Other resins do not react with the oil but heat is applied to dissolve the resin and
cause the oil to body.
(d)Alkyd resin These vehicles provide a further improvement in the drying time and
film forming properties of drying oils. The name alkyd arises from the ingredients,
alcohols and acids. Alkyds need not be made from oil, as an oil-fatty acid or an
oil-free acid may be used. (Note. Vehicle types (b) and (d) are not suitable for underwater
service, and only certain kinds of (c) are suitable for such service.)
(e)Chemical-resistant Vehicles of this type show extremely good resistance to
severe conditions of exposure. As any number of important vehicle types come
under this general heading these are dealt with individually.
(i)Epoxy resins Chemicals which may be produced from petroleum and
natural gas are the source of epoxy resins. These paints have very good adhesion,
apart from their excellent chemical resistance. They may also have good
flexibility and toughness where co-reacting resins are introduced.
Epoxy resins are expensive owing to the removal of unwanted side products
during their manufacture, and the gloss finish may tend to ‘chalk’ making
it unsuitable for many external decorative finishes. These paints often
consist of a ‘two-pack’ formulation, a solution of epoxy resin together
with a solution of cold curing agent, such as an amine or a polyamide resin,
being mixed prior to application. The mixed paint has a relatively slow
curing rate at temperatures below 10°C. Epoxy resin paints should not be
confused with epoxy-ester paints which are unsuitable for underwater use.
Epoxy-ester paints can be considered as alkyd equivalents, as they are
usually made with epoxy resins and oil- fatty acids.
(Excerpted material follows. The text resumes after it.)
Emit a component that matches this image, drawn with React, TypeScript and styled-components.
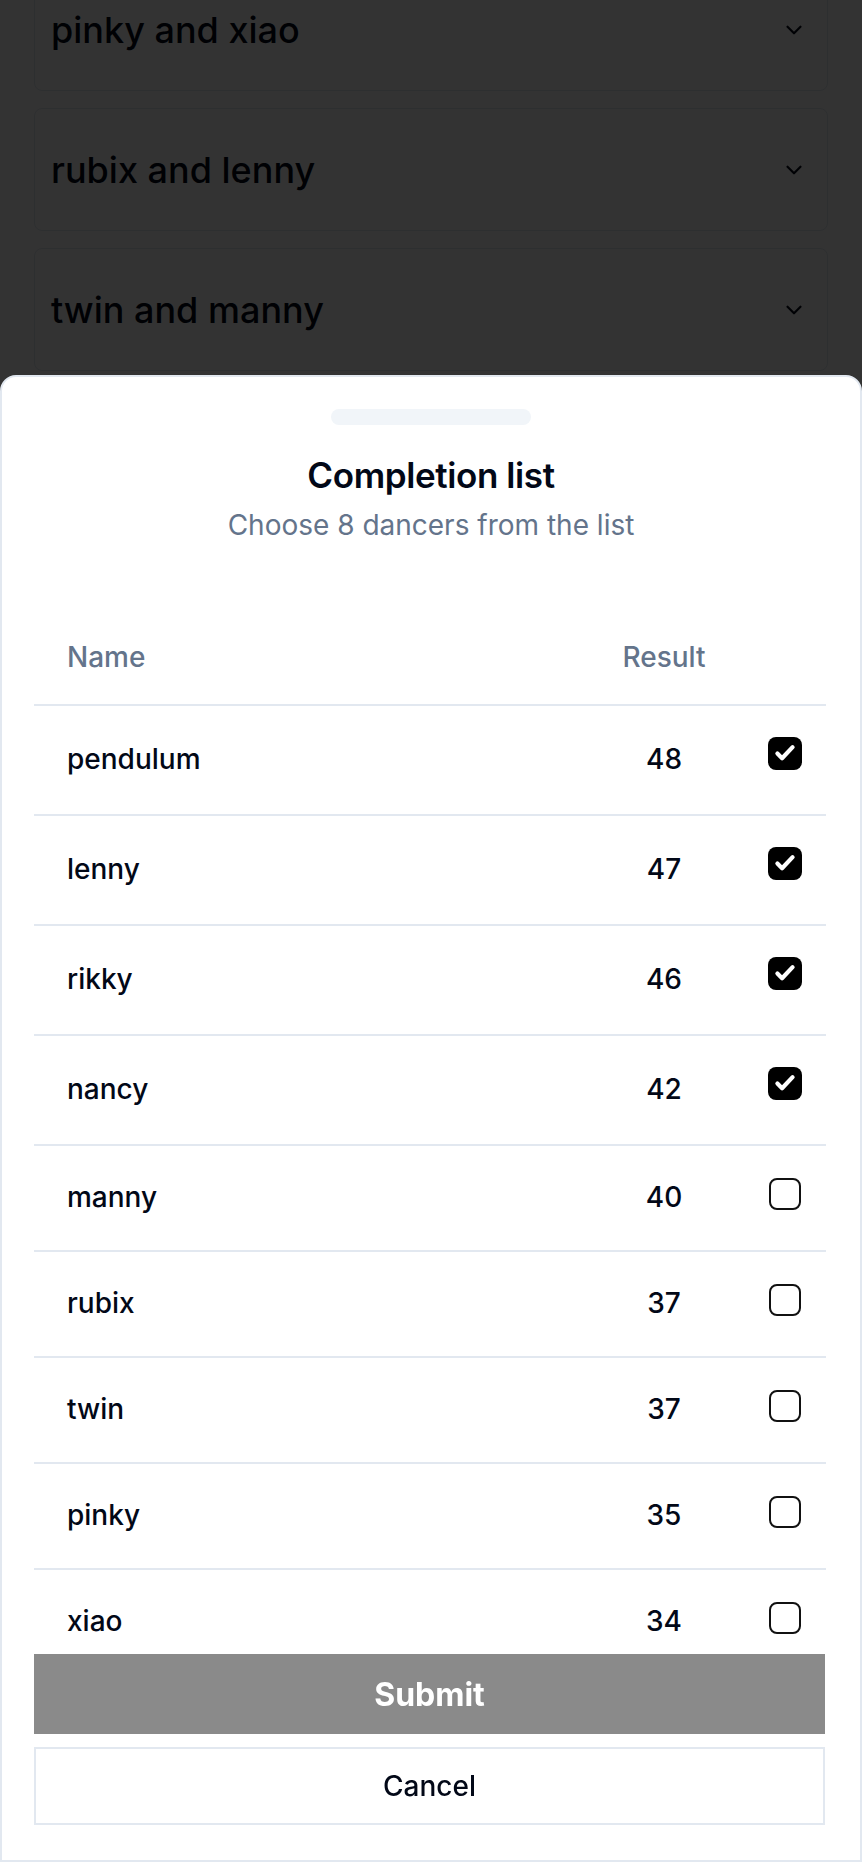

(ii)Coal tar/epoxy resin This vehicle type is similar to the epoxy resin vehicle
except that, as a two-pack product, a grade of coal tar pitch is blended with the
resin. A formulation of this type combines to some extent the chemical resistance of
the epoxy resin with the impermeability of coal tar.
(iii)Chlorinated rubber and isomerized rubber The vehicle in this case consists of a
solution of plasticized chlorinated rubber, or isomerized rubber. Isomerized rubber
is produced chemically from natural rubber, and it has the same chemical composition
but a different molecular structure. Both these derivatives of natural rubber have a
wide range of solubility in organic solvents, and so allow a vehicle of higher solid
content. On drying, the film thickness is greater than would be obtained if natural rubber
were used. High build coatings of this type are available, thickening or thixotropic
agents being added to produce a paint which can be applied in much thicker coats. Coats of
this type are particularly resistant to attack from acids and alkalis.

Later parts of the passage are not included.